**WHAT TO PRODUCE**.
Gather up every line that includes the string "index".

-- Start --

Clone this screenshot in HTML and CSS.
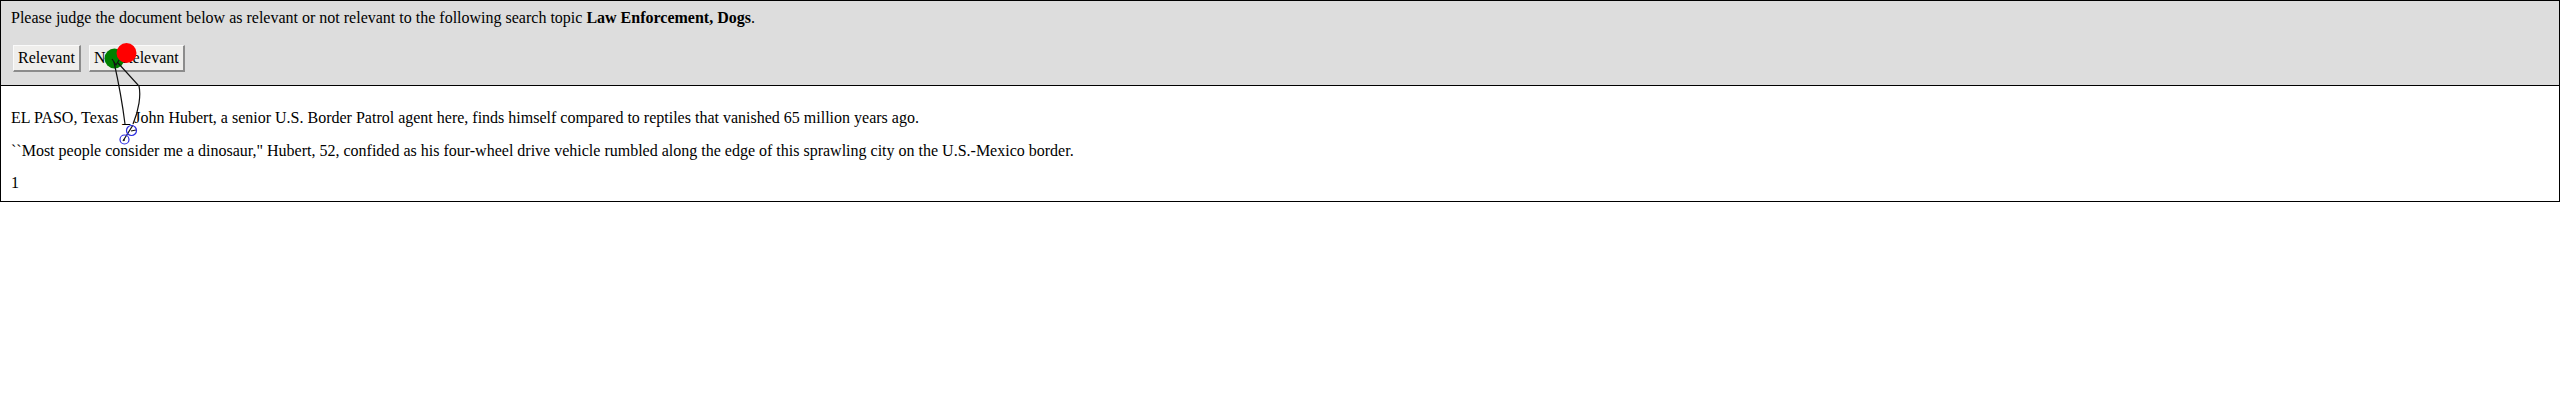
FILE: index.html
```html
<!DOCTYPE html>
<html>
<head>
<meta charset="utf-8">
<title>Relevance judgement</title>
<link rel="stylesheet" href="styles.css">
</head>
<body>
<div class="frame">
  <div class="header">
    <div class="prompt">Please judge the document below as relevant or not relevant to the following search topic <b>Law Enforcement, Dogs</b>.</div>
    <div class="actions">
      <button class="btn">Relevant</button>
      <button class="btn">Not Relevant</button>
    </div>
  </div>
  <div class="doc">
    <p>EL PASO, Texas _ John Hubert, a senior U.S. Border Patrol agent here, finds himself compared to reptiles that vanished 65 million years ago.</p>
    <p>``Most people consider me a dinosaur," Hubert, 52, confided as his four-wheel drive vehicle rumbled along the edge of this sprawling city on the U.S.-Mexico border.</p>
    <p>1</p>
  </div>
</div>
<svg class="trace" width="200" height="160" viewBox="0 0 200 160">
  <circle cx="114.5" cy="58.5" r="10" fill="#008000"/>
  <circle cx="126.5" cy="53" r="10" fill="#ff0000"/>
  <g fill="none" stroke="#111" stroke-width="1.2">
    <path d="M112 59 L116 65 L119 60"/>
    <path d="M114 62 C118 80 122 100 125 124"/>
    <path d="M118 63 L139 86 C141 95 139 110 133 124"/>
    <path d="M133 125 L123 141"/>
    <path d="M131 131 L136 130"/>
  </g>
  <g fill="none" stroke="#2a2ae0" stroke-width="1.2">
    <circle cx="131.5" cy="130.5" r="5"/>
    <circle cx="124.5" cy="139.5" r="4.5"/>
  </g>
  <circle cx="124" cy="140" r="1" fill="#222"/>
</svg>
</body>
</html>
```
FILE: styles.css
```css
html, body {
  margin: 0;
  padding: 0;
  background: #fff;
}
body {
  position: relative;
  font-family: "Liberation Serif", "Times New Roman", serif;
  font-size: 16px;
  color: #000;
}
.frame {
  border: 1px solid #000;
}
.header {
  background: #dddddd;
  border-bottom: 1px solid #000;
  padding: 8px 10px 13px;
}
.prompt {
  line-height: 18px;
}
.actions {
  display: flex;
  gap: 8px;
  margin-top: 18px;
  padding-left: 2px;
}
.btn {
  box-sizing: border-box;
  height: 27px;
  margin: 0;
  padding: 0 4px;
  font-family: "Liberation Serif", "Times New Roman", serif;
  font-size: 16px;
  color: #000;
  background: #efeeec;
  border-style: solid;
  border-width: 1px 2px 2px 1px;
  border-color: #fafafa #8c8c8c #8c8c8c #fafafa;
}
.doc {
  display: flex;
  flex-direction: column;
  gap: 14.5px;
  padding: 23px 10px 9px;
}
.doc p {
  margin: 0;
  line-height: 18px;
}
.trace {
  position: absolute;
  left: 0;
  top: 0;
  pointer-events: none;
}
```
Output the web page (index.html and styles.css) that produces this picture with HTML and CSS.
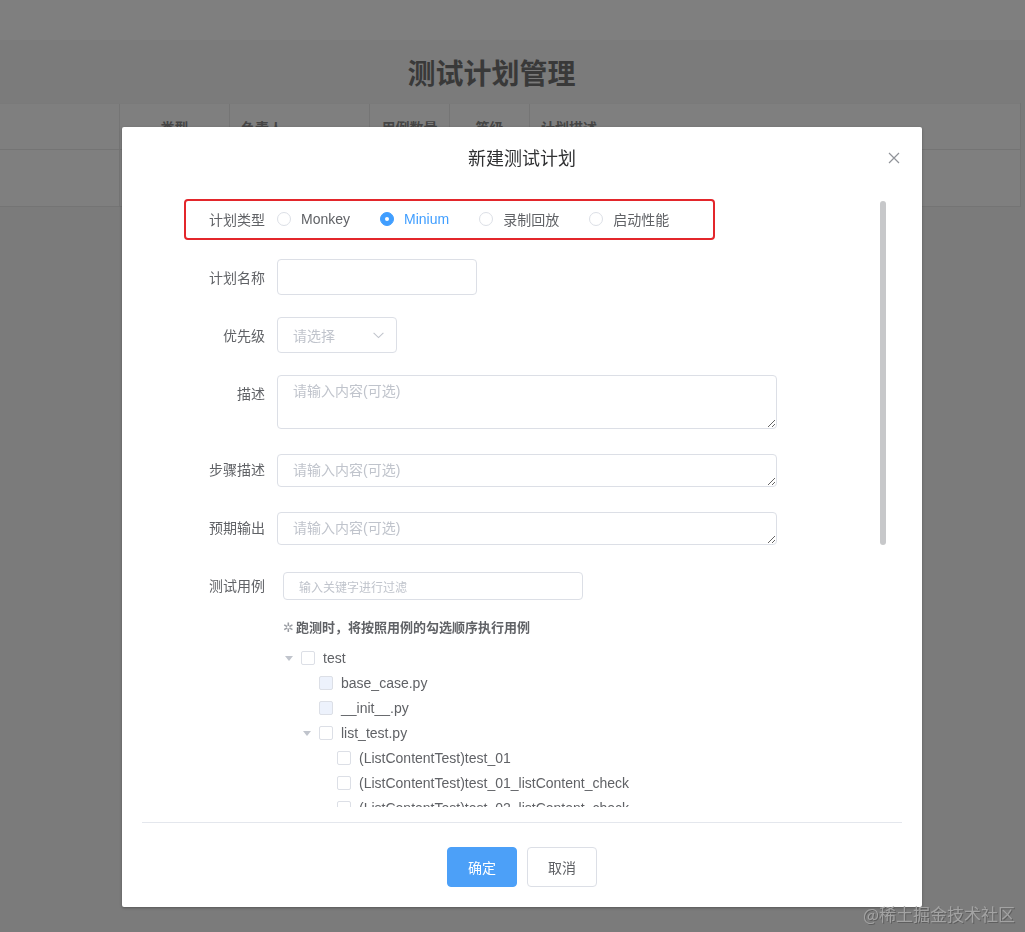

-- End --

**TASK OUTPUT**.
FILE: index.html
Output the web page (index.html and styles.css) that produces this picture with HTML and CSS.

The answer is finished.